Balanced signals have a differential amplifier on the output and the input side. They basically carry a mono signal down 3 conductors. Two wires carry the signal and then the last wire carries the ground. The beauty of the differential amplifier is that two wires that carry the signal. One wire carries the normal signal, then the other inverts the polarity. So, the two signals are out of polarity of each other. At the receiving end of the balanced signal, there is another differential amplifier which inverts one of the wires and sums them together to get the signal back to normal.

If there is any noise injected into the wire on its run, it is injected into both wires in polarity. When the signal reaches the receiving end of the wire, that differential amplifier inverts the polarity of one of the wires which cancels out the noise. This is because the noise is now out of polarity with each other and, in the summing process, cancels out itself.

Illustration from http://www.ians-net.co.uk/images/articles/balanced/balanced.gif showing how noise is rejected in a balanced signal.

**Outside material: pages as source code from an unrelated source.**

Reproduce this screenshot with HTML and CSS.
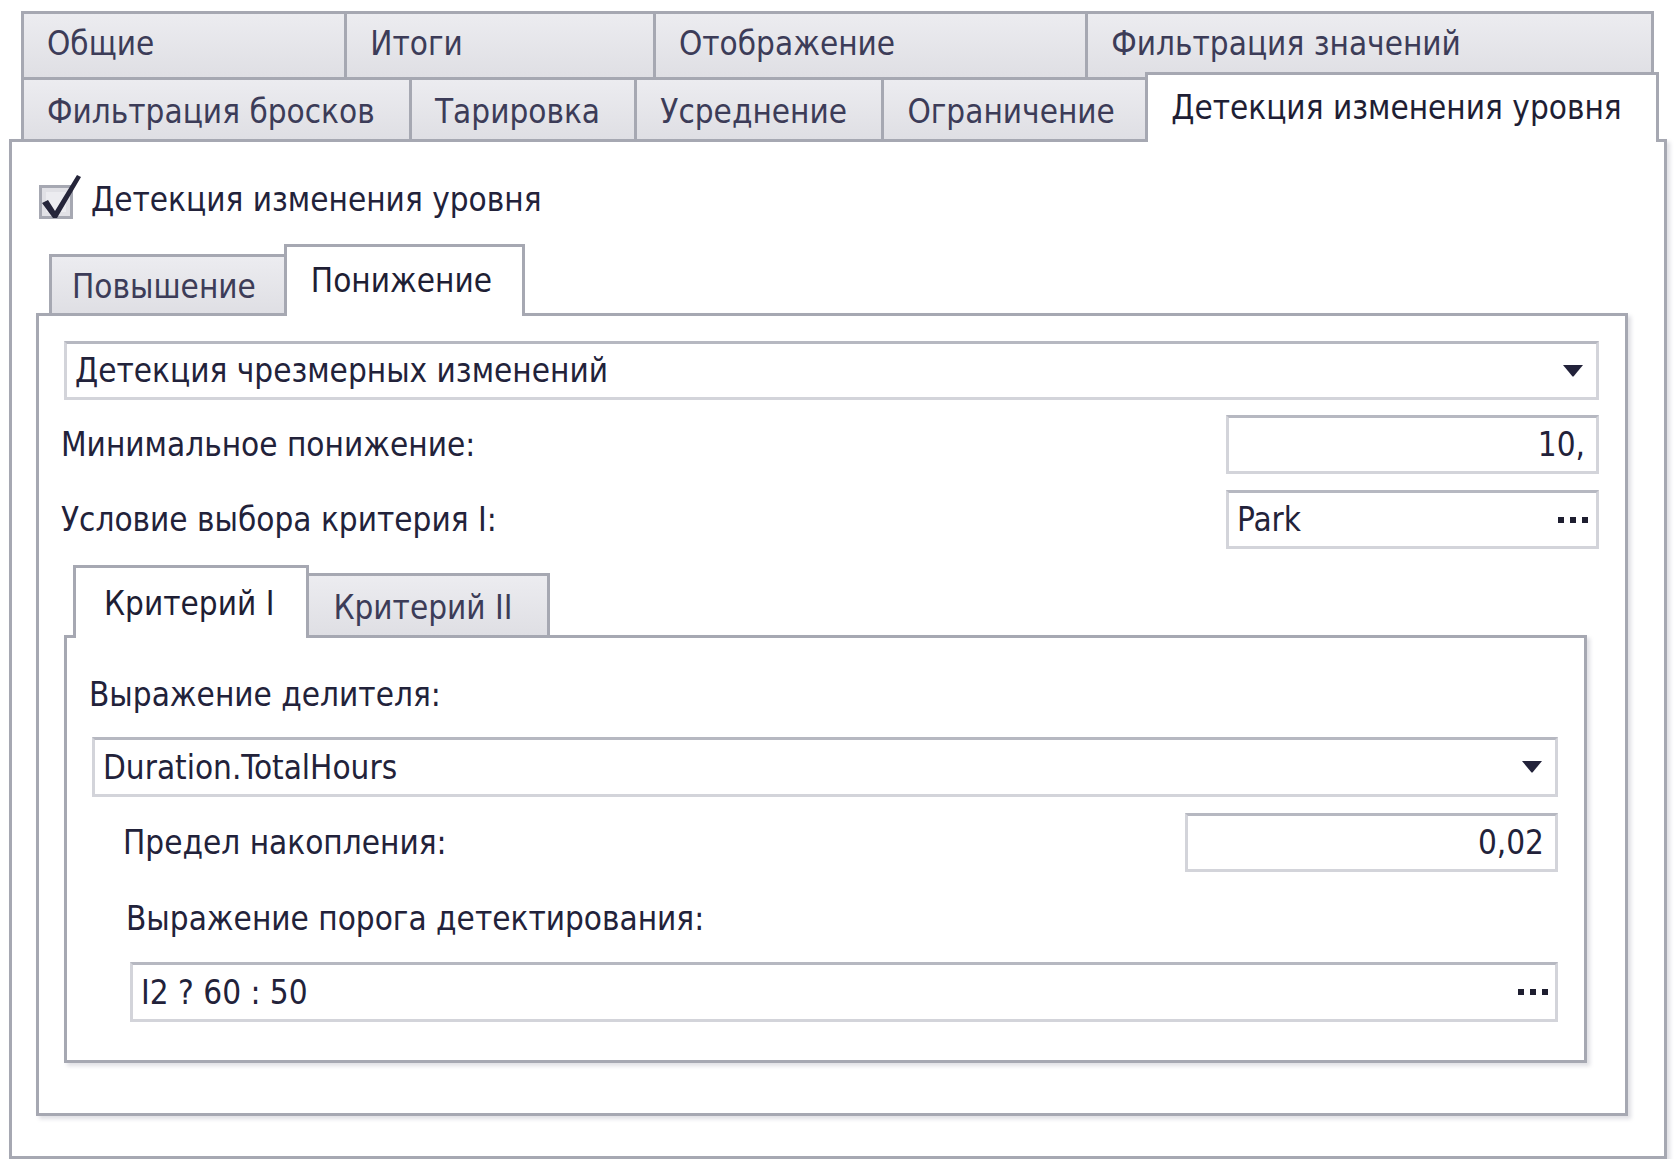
FILE: index.html
```html
<!DOCTYPE html>
<html lang="ru">
<head>
<meta charset="utf-8">
<title>Детекция изменения уровня</title>
<link rel="stylesheet" href="styles.css">
</head>
<body>
<div class="tabctl">
  <div class="strip">
    <div class="tabrow row1">
      <div class="tab">Общие</div>
      <div class="tab">Итоги</div>
      <div class="tab">Отображение</div>
      <div class="tab">Фильтрация значений</div>
    </div>
    <div class="tabrow row2">
      <div class="tab">Фильтрация бросков</div>
      <div class="tab">Тарировка</div>
      <div class="tab">Усреднение</div>
      <div class="tab">Ограничение</div>
      <div class="tab active">Детекция изменения уровня</div>
    </div>
  </div>
  <div class="panel main-page">
    <div class="check-row">
      <svg class="checkbox" width="44" height="46" viewBox="0 0 44 46">
        <rect x="1.5" y="12.5" width="31" height="31" fill="#e1e1e6" stroke="#a6a8b2" stroke-width="3"/>
        <rect x="7" y="18" width="20" height="20" fill="#ececf0"/>
        <path d="M3 29 L9 26 L16 37 L38 1 L42 3 L18 44 L14 44 Z" fill="#25253a"/>
      </svg>
      <span class="check-label">Детекция изменения уровня</span>
    </div>
    <div class="subtabs level-tabs">
      <div class="stab">Повышение</div>
      <div class="stab active">Понижение</div>
    </div>
    <div class="panel inner-page">
      <div class="field combo">
        <span class="value">Детекция чрезмерных изменений</span>
        <svg class="arrow" width="20" height="12" viewBox="0 0 20 12"><path d="M0 0 H20 L10.5 11.5 H9.5 Z" fill="#22223a"/></svg>
      </div>
      <div class="form-row">
        <span class="label">Минимальное понижение:</span>
        <div class="field num">10,</div>
      </div>
      <div class="form-row second">
        <span class="label">Условие выбора критерия I:</span>
        <div class="field num btn-edit">
          <span class="value">Park</span>
          <svg class="dots" width="30" height="6" viewBox="0 0 30 6"><rect x="0" y="0" width="6" height="6" fill="#1e1e30"/><rect x="12" y="0" width="6" height="6" fill="#1e1e30"/><rect x="24" y="0" width="6" height="6" fill="#1e1e30"/></svg>
        </div>
      </div>
      <div class="subtabs crit-tabs">
        <div class="stab active">Критерий I</div>
        <div class="stab">Критерий II</div>
      </div>
      <div class="panel crit-page">
        <div class="label block first">Выражение делителя:</div>
        <div class="field combo combo2">
          <span class="value">Duration.TotalHours</span>
          <svg class="arrow" width="20" height="12" viewBox="0 0 20 12"><path d="M0 0 H20 L10.5 11.5 H9.5 Z" fill="#22223a"/></svg>
        </div>
        <div class="form-row indent">
          <span class="label">Предел накопления:</span>
          <div class="field num">0,02</div>
        </div>
        <div class="label block indent second-label">Выражение порога детектирования:</div>
        <div class="field btn-edit expr">
          <span class="value">I2 ? 60 : 50</span>
          <svg class="dots" width="30" height="6" viewBox="0 0 30 6"><rect x="0" y="0" width="6" height="6" fill="#1e1e30"/><rect x="12" y="0" width="6" height="6" fill="#1e1e30"/><rect x="24" y="0" width="6" height="6" fill="#1e1e30"/></svg>
        </div>
      </div>
    </div>
  </div>
</div>
</body>
</html>
```

FILE: styles.css
```css
* { box-sizing: border-box; }

body {
  margin: 0;
  background: #ffffff;
  font-family: "DejaVu Sans Condensed", "DejaVu Sans", sans-serif;
  font-stretch: condensed;
  font-size: 33px;
  color: #24243c;
}

.tabctl {
  width: 1658px;
  margin: 11px 0 0 9px;
}

.strip {
  padding: 0 8px 0 12px;
}

.tabrow {
  display: flex;
}

.row1 {
  height: 66px;
  margin-right: 5px;
}

.row2 {
  height: 62px;
  align-items: flex-end;
}

.tab {
  flex: 1 1 auto;
  display: flex;
  align-items: center;
  padding: 0 25px 0 23px;
  white-space: nowrap;
  color: #3c3c58;
  background: linear-gradient(#ececf0, #dfdfe4);
  border: 3px solid #a6a8b2;
  border-bottom: 0;
}

.tab + .tab {
  margin-left: -3px;
}

.row1 .tab {
  height: 66px;
  padding-bottom: 5px;
}

.row2 .tab {
  height: 62px;
  padding-top: 3px;
}

.row2 .tab.active {
  height: 70px;
  margin-bottom: -3px;
  margin-left: -7px;
  padding-top: 0;
  padding-bottom: 2px;
  background: #ffffff;
  color: #1e1e34;
  position: relative;
  z-index: 1;
}

.panel {
  background: #ffffff;
  border: 3px solid #a6a8b2;
  box-shadow: 3px 3px 4px rgba(110, 110, 130, 0.22);
}

.main-page {
  height: 1020px;
  padding: 0 36px 0 24px;
}

.check-row {
  display: flex;
  align-items: center;
  height: 40px;
  margin-top: 37px;
}

.checkbox {
  margin-left: 3px;
  margin-top: -4px;
  flex: none;
}

.check-label {
  margin-left: 8px;
  color: #22223a;
}

.subtabs {
  display: flex;
  align-items: flex-end;
}

.stab {
  display: flex;
  align-items: center;
  height: 59px;
  padding: 2px 28px 0 20px;
  white-space: nowrap;
  color: #3c3c58;
  background: linear-gradient(#ececf0, #dfdfe4);
  border: 3px solid #a6a8b2;
  border-bottom: 0;
}

.stab + .stab {
  margin-left: -3px;
}

.stab.active {
  height: 72px;
  margin-bottom: -3px;
  padding: 0 30px 3px 24px;
  background: #ffffff;
  color: #1e1e34;
  position: relative;
  z-index: 1;
}

.level-tabs {
  height: 69px;
  margin-top: 25px;
  padding-left: 13px;
}

.inner-page {
  height: 803px;
  padding: 25px 26px 0 25px;
}

.field {
  display: flex;
  align-items: center;
  height: 59px;
  padding: 0 13px 0 8px;
  background: #ffffff;
  border: 3px solid #d3d4da;
  border-top-color: #b6b8c1;
  color: #22223a;
  white-space: nowrap;
}

.combo {
  justify-content: space-between;
}

.form-row {
  display: flex;
  align-items: center;
  justify-content: space-between;
  height: 59px;
  margin-top: 15px;
}

.form-row.second {
  margin-top: 16px;
}

.label {
  margin-left: -3px;
  color: #22223a;
  white-space: nowrap;
}

.num {
  width: 373px;
  justify-content: flex-end;
  padding-right: 11px;
}

.btn-edit {
  justify-content: space-between;
  padding-right: 8px;
}

.crit-tabs {
  height: 70px;
  margin-top: 16px;
  padding-left: 9px;
}

.crit-tabs .stab {
  height: 62px;
  padding: 3px 34px 0 24px;
}

.crit-tabs .stab.active {
  height: 73px;
  padding: 0 32px 0 28px;
}

.crit-page {
  height: 428px;
  margin-right: 12px;
  padding: 0 26px 0 25px;
}

.label.block {
  display: flex;
  align-items: center;
  height: 40px;
}

.label.first {
  margin-top: 36px;
}

.combo2 {
  height: 60px;
  margin-top: 23px;
}

.form-row.indent {
  margin-top: 16px;
  padding-left: 34px;
}

.label.second-label {
  margin-top: 26px;
  margin-left: 34px;
}

.expr {
  height: 60px;
  margin-top: 24px;
  margin-left: 38px;
  padding-right: 7px;
}
```
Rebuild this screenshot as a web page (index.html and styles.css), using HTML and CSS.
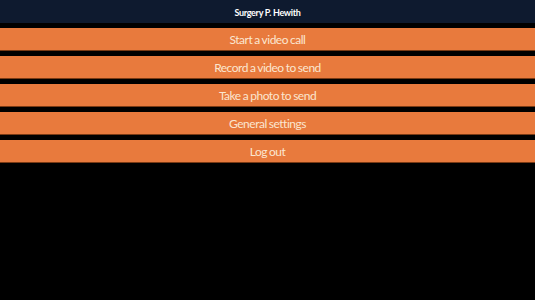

At North Ridge Community Church, NRCC, we have a Tascam CD recorder which we use to record the spoken word of our services. I noticed one day that I had to turn up the CD really loud in my car to be able to hear it. This surprised me because earlier in the day I was almost clipping the meters with the CD recording levels. I decided to rip the CD into Cubase 5 to see what was going on. Here is what I found:

Out of Polarity signals which were recorded to the CD like this.

As you can see, the left and right channels are recorded out of polarity to each other. Basically, they are cancelling each other out from the inversion.

After seeing this on the screen, I went back to the church to find that the CD recording feed is coming from a balanced mono send off of a matrix on the Allen & Heath ML4000. The cable then goes into a 1/4 inch stereo to R and L RCA adapter. The way this adapter works is for a headphone cable which takes the left from the tip and sleeve and the right from the ring and sleeve. With a balanced signal, the tip and ring are inverted in polarity. So this is sending the + into the left while sending the – into the right.

I recorded a video of myself explaining what is going on when you have a signal that is out of polarity. In the video, I accidentally mention that this could be called 180 degs out of phase which is incorrect. The only term to call this is out of polarity.

After making the correct type of adapter with the balanced to RCA, the recordings will now have full volume on the CD recording with a full spectrum sound. This is another reason not to trust any installed wires without checking them.